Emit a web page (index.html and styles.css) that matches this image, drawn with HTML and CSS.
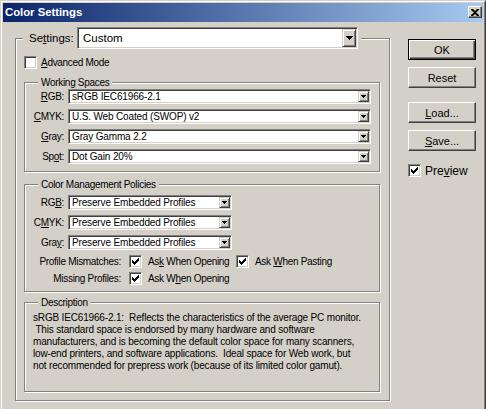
FILE: index.html
```html
<!DOCTYPE html>
<html>
<head>
<meta charset="utf-8">
<link rel="stylesheet" href="styles.css">
</head>
<body>
<div class="window">
  <div class="titlebar">
    <span class="title">Color Settings</span>
    <span class="close"><svg width="8" height="7" viewBox="0 0 8 7"><path d="M0 0h2l2 2 2-2h2v1L5 3.5 8 6v1H6L4 5 2 7H0V6l3-2.5L0 1z" fill="#000"/></svg></span>
  </div>
  <div class="body">
    <fieldset class="group outer">
      <legend class="outer-legend">
        <div class="legend-row">
          <span class="settings-label">Se<u>t</u>tings:</span>
          <div class="combo combo-lg">
            <span class="combo-text">Custom</span>
            <span class="combo-btn"><svg width="7" height="4" viewBox="0 0 7 4"><path d="M0 0h7v1H6v1H5v1H4v1H3V3H2V2H1V1H0z" fill="#000"/></svg></span>
          </div>
        </div>
      </legend>
      <div class="outer-inner">
        <div class="check-row">
          <span class="cb"></span>
          <span class="cb-text"><u>A</u>dvanced Mode</span>
        </div>

        <fieldset class="group inner">
          <legend class="inner-legend">Working Spaces</legend>
          <div class="rows ws-rows">
            <div class="row"><span class="lbl"><u>R</u>GB:</span><div class="combo w-wide"><span class="combo-text">sRGB IEC61966-2.1</span><span class="combo-btn"><svg width="5" height="3" viewBox="0 0 5 3"><path d="M0 0h5v1H4v1H3v1H2V2H1V1H0z" fill="#000"/></svg></span></div></div>
            <div class="row"><span class="lbl"><u>C</u>MYK:</span><div class="combo w-wide"><span class="combo-text">U.S. Web Coated (SWOP) v2</span><span class="combo-btn"><svg width="5" height="3" viewBox="0 0 5 3"><path d="M0 0h5v1H4v1H3v1H2V2H1V1H0z" fill="#000"/></svg></span></div></div>
            <div class="row"><span class="lbl"><u>G</u>ray:</span><div class="combo w-wide"><span class="combo-text">Gray Gamma 2.2</span><span class="combo-btn"><svg width="5" height="3" viewBox="0 0 5 3"><path d="M0 0h5v1H4v1H3v1H2V2H1V1H0z" fill="#000"/></svg></span></div></div>
            <div class="row"><span class="lbl">Sp<u>o</u>t:</span><div class="combo w-wide"><span class="combo-text">Dot Gain 20%</span><span class="combo-btn"><svg width="5" height="3" viewBox="0 0 5 3"><path d="M0 0h5v1H4v1H3v1H2V2H1V1H0z" fill="#000"/></svg></span></div></div>
          </div>
        </fieldset>

        <fieldset class="group inner cm">
          <legend class="inner-legend">Color Management Policies</legend>
          <div class="rows cm-rows">
            <div class="row"><span class="lbl">RG<u>B</u>:</span><div class="combo w-narrow"><span class="combo-text">Preserve Embedded Profiles</span><span class="combo-btn"><svg width="5" height="3" viewBox="0 0 5 3"><path d="M0 0h5v1H4v1H3v1H2V2H1V1H0z" fill="#000"/></svg></span></div></div>
            <div class="row"><span class="lbl">C<u>M</u>YK:</span><div class="combo w-narrow"><span class="combo-text">Preserve Embedded Profiles</span><span class="combo-btn"><svg width="5" height="3" viewBox="0 0 5 3"><path d="M0 0h5v1H4v1H3v1H2V2H1V1H0z" fill="#000"/></svg></span></div></div>
            <div class="row"><span class="lbl">Gra<u>y</u>:</span><div class="combo w-narrow"><span class="combo-text">Preserve Embedded Profiles</span><span class="combo-btn"><svg width="5" height="3" viewBox="0 0 5 3"><path d="M0 0h5v1H4v1H3v1H2V2H1V1H0z" fill="#000"/></svg></span></div></div>
          </div>
          <div class="opts">
            <div class="opt-row">
              <span class="opt-lbl">Profile Mismatches:</span>
              <span class="opt opt-first"><span class="cb"><svg width="9" height="9" viewBox="0 0 9 9"><path d="M1 3h1v1h1v1h1V4h1V3h1V2h1V1h1v3H7v1H6v1H5v1H4v1H3V7H2V6H1z" fill="#000"/></svg></span><span class="opt-text">As<u>k</u> When Opening</span></span>
              <span class="opt"><span class="cb"><svg width="9" height="9" viewBox="0 0 9 9"><path d="M1 3h1v1h1v1h1V4h1V3h1V2h1V1h1v3H7v1H6v1H5v1H4v1H3V7H2V6H1z" fill="#000"/></svg></span><span class="opt-text">Ask <u>W</u>hen Pasting</span></span>
            </div>
            <div class="opt-row">
              <span class="opt-lbl">Missing Profiles:</span>
              <span class="opt opt-first"><span class="cb"><svg width="9" height="9" viewBox="0 0 9 9"><path d="M1 3h1v1h1v1h1V4h1V3h1V2h1V1h1v3H7v1H6v1H5v1H4v1H3V7H2V6H1z" fill="#000"/></svg></span><span class="opt-text">Ask W<u>h</u>en Opening</span></span>
            </div>
          </div>
        </fieldset>

        <fieldset class="group inner desc">
          <legend class="inner-legend">Description</legend>
          <div class="desc-text">
            <span>sRGB IEC61966-2.1:  Reflects the characteristics of the average PC monitor.</span>
            <span> This standard space is endorsed by many hardware and software</span>
            <span>manufacturers, and is becoming the default color space for many scanners,</span>
            <span>low-end printers, and software applications.  Ideal space for Web work, but</span>
            <span>not recommended for prepress work (because of its limited color gamut).</span>
          </div>
        </fieldset>
      </div>
    </fieldset>

    <div class="buttons">
      <div class="btn default">OK</div>
      <div class="btn gap-s">Reset</div>
      <div class="btn gap-l"><span><u>L</u>oad...</span></div>
      <div class="btn gap-s"><span><u>S</u>ave...</span></div>
      <div class="preview">
        <span class="cb"><svg width="9" height="9" viewBox="0 0 9 9"><path d="M1 3h1v1h1v1h1V4h1V3h1V2h1V1h1v3H7v1H6v1H5v1H4v1H3V7H2V6H1z" fill="#000"/></svg></span>
        <span class="preview-text">Pre<u>v</u>iew</span>
      </div>
    </div>
  </div>
</div>
</body>
</html>
```
FILE: styles.css
```css
html, body {
  margin: 0;
  padding: 0;
  background: #d4d0c8;
  overflow: hidden;
  height: 409px;
}

.window {
  box-sizing: border-box;
  width: 486px;
  height: 416px;
  background: #d4d0c8;
  border: 1px solid;
  border-color: #d4d0c8 #404040 #404040 #d4d0c8;
  box-shadow: inset 1px 1px #fff, inset -1px -1px #808080;
  padding: 2px;
  font-family: "Liberation Sans", Arial, sans-serif;
  font-size: 10px;
  letter-spacing: -0.3px;
  color: #000;
}

.titlebar {
  height: 19px;
  display: flex;
  align-items: flex-start;
  justify-content: space-between;
  background: linear-gradient(to right, #0a246a, #a6caf0);
  padding-left: 2px;
}

.title {
  font-weight: bold;
  font-size: 11.3px;
  line-height: 19px;
  color: #fff;
  letter-spacing: 0;
}

.close {
  box-sizing: border-box;
  width: 14px;
  height: 12px;
  margin: 3px 1px 0 0;
  background: #d4d0c8;
  border: 1px solid;
  border-color: #fff #404040 #404040 #fff;
  box-shadow: inset -1px -1px #808080;
  display: flex;
  align-items: center;
  justify-content: center;
}

.body {
  display: flex;
  align-items: flex-start;
  padding: 5px 0 0 12px;
}

.group {
  margin: 0;
  padding: 0;
  min-inline-size: 0;
  border: 1px solid #808080;
  box-shadow: inset 1px 1px #fff, 1px 1px #fff;
}

.outer {
  box-sizing: border-box;
  width: 375px;
  flex: none;
}

.outer-legend {
  margin-left: 7px;
  padding: 0 3px 0 6px;
  background: #d4d0c8;
}

.legend-row {
  display: flex;
  align-items: center;
  height: 22px;
}

.settings-label {
  width: 48px;
  font-size: 11.5px;
  letter-spacing: 0;
}

.outer-inner {
  padding: 6px 9px 8px 8px;
}

.check-row {
  display: flex;
  align-items: center;
  height: 14px;
  margin-bottom: 7px;
}

.cb {
  box-sizing: border-box;
  width: 13px;
  height: 13px;
  flex: none;
  background: #fff;
  border: 1px solid;
  border-color: #808080 #fff #fff #808080;
  box-shadow: inset 1px 1px #404040, inset -1px -1px #d4d0c8;
  display: flex;
  align-items: center;
  justify-content: center;
}

.cb-text {
  margin-left: 4px;
}

.inner-legend {
  margin-left: 13px;
  padding: 0 3px;
  line-height: 13px;
  background: #d4d0c8;
}

.cm {
  margin-top: 6px;
}

.desc {
  margin-top: 4px;
}

.rows {
  display: flex;
  flex-direction: column;
  gap: 5px;
}

.ws-rows {
  padding-bottom: 7px;
}

.cm-rows {
  padding-top: 4px;
}

.row {
  display: flex;
  align-items: center;
  height: 15px;
}

.lbl {
  width: 39px;
  margin-right: 4px;
  text-align: right;
  flex: none;
}

.combo {
  box-sizing: border-box;
  height: 15px;
  padding: 1px;
  background: #fff;
  border: 1px solid;
  border-color: #808080 #fff #fff #808080;
  box-shadow: inset 1px 1px #404040, inset -1px -1px #d4d0c8;
  display: flex;
  flex: none;
}

.w-wide {
  width: 303px;
}

.w-narrow {
  width: 164px;
}

.combo-text {
  flex: 1;
  padding-left: 2px;
  line-height: 11px;
  white-space: nowrap;
  overflow: hidden;
  letter-spacing: -0.15px;
}

.combo-btn {
  box-sizing: border-box;
  width: 11px;
  height: 11px;
  flex: none;
  background: #d4d0c8;
  border: 1px solid;
  border-color: #d4d0c8 #404040 #404040 #d4d0c8;
  box-shadow: inset 1px 1px #fff, inset -1px -1px #808080;
  display: flex;
  align-items: center;
  justify-content: center;
}

.combo-lg {
  width: 281px;
  height: 22px;
}

.combo-lg .combo-text {
  font-size: 11.5px;
  line-height: 18px;
  padding-left: 4px;
  letter-spacing: 0;
}

.combo-lg .combo-btn {
  width: 14px;
  height: 18px;
}

.opts {
  padding: 5px 0 6px 0;
}

.opt-row {
  display: flex;
  align-items: center;
  height: 13px;
}

.opt-row + .opt-row {
  margin-top: 4px;
}

.opt-lbl {
  width: 96px;
  margin-right: 8px;
  text-align: right;
  flex: none;
}

.opt {
  display: flex;
  align-items: center;
}

.opt-first {
  width: 107px;
}

.opt-text {
  margin-left: 6px;
  white-space: nowrap;
}

.desc-text {
  padding: 3px 0 19px 8px;
  line-height: 12px;
  letter-spacing: -0.17px;
}

.desc-text span {
  display: block;
  white-space: pre;
}

.buttons {
  display: flex;
  flex-direction: column;
  width: 68px;
  margin: 12px 0 0 18px;
  flex: none;
}

.btn {
  box-sizing: border-box;
  width: 68px;
  height: 21px;
  background: #d4d0c8;
  border: 1px solid;
  border-color: #fff #404040 #404040 #fff;
  box-shadow: inset -1px -1px #808080;
  display: flex;
  align-items: center;
  justify-content: center;
  font-size: 11px;
  letter-spacing: 0;
}

.btn.default {
  border-color: #000;
  box-shadow: inset 1px 1px #fff, inset -1px -1px #404040, inset -2px -2px #808080;
}

.gap-s {
  margin-top: 7px;
}

.gap-l {
  margin-top: 14px;
}

.preview {
  display: flex;
  align-items: center;
  height: 13px;
  margin-top: 13px;
}

.preview-text {
  margin-left: 4px;
  font-size: 12px;
  letter-spacing: 0;
}
```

• • • •

§ **EXERCISE OBJECTIVE**
Report only a number: how many lines in the material above contain the string "index".

§ **EXERCISE OUTPUT**
2